NLRB v. Gissel Packing Co

In NLRB v. Gissel Packing Co. (1969) 395 U.S. 575, the employer told his workers the company was in a precarious financial condition and the strike-hungry union would make unreasonable demands causing the plant to shut down and they would all be out of work. The court there held the statements were without support since no demand had been made by the union, there was no basis for assuming the union would have to strike to be heard and no evidence showed other plant closings were due to unionism. They were coercive threats.

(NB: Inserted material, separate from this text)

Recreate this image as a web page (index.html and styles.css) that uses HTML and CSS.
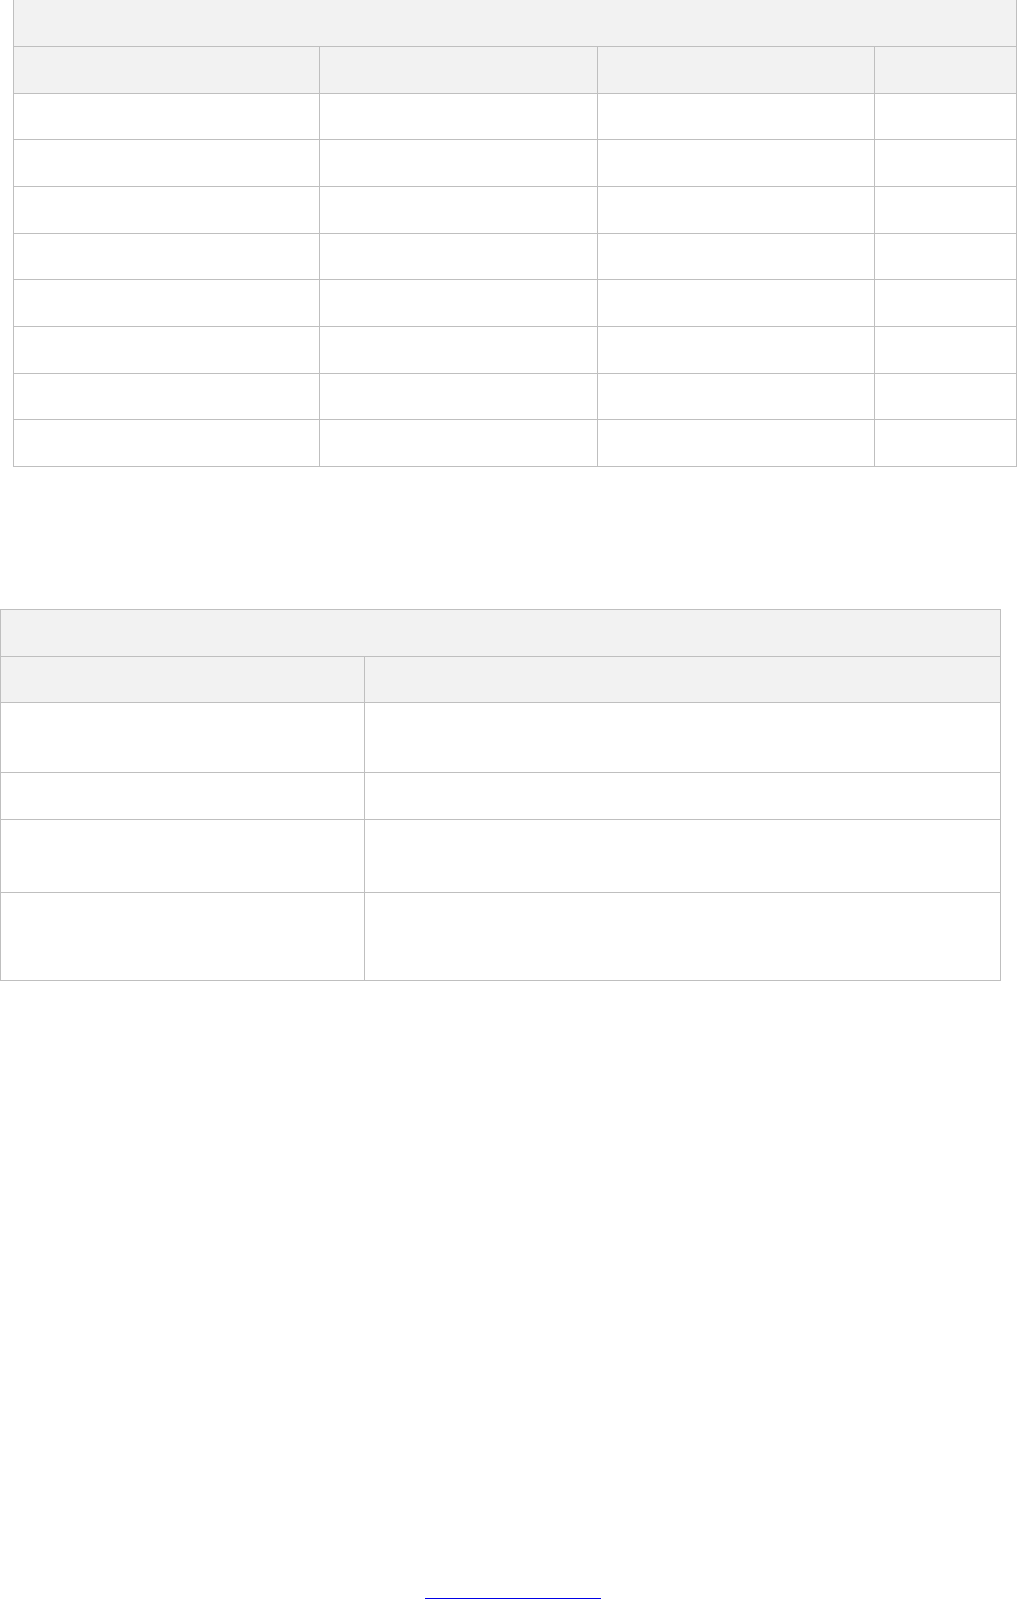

It said: "An employer, who has control over that relationship and therefore knows it best, cannot be heard to complain that he is without an adequate guide for his behavior. He can easily make his views known without engaging in '"brinkmanship"' when it becomes all too easy to 'overstep and tumble over the brink,' Wausau Steel Corp. v. NLRB, 377 F.2d 369, 372 (C.A. 7th Cir. 1967). At the least he can avoid coercive speech simply by avoiding conscious overstatements he has reason to believe will mislead his employees." ( NLRB v. Gissel Packing Co., supra, at p. 620 23 L.Ed.2d at p. 582.) The United States Supreme Court made it clear that "an employer is free to communicate to his employees any of his general views about unionism or any of his specific views about a particular union, so long as the communications do not contain a 'threat of reprisal or force or promise of benefit.' " (Id. at p. 618 89 S. Ct. at p. 1942.) Gissel teaches that "expression or association that would otherwise be protected may be regulated if necessary to protect substantial rights of employees or to preserve harmonious labor-management relations in the public interest."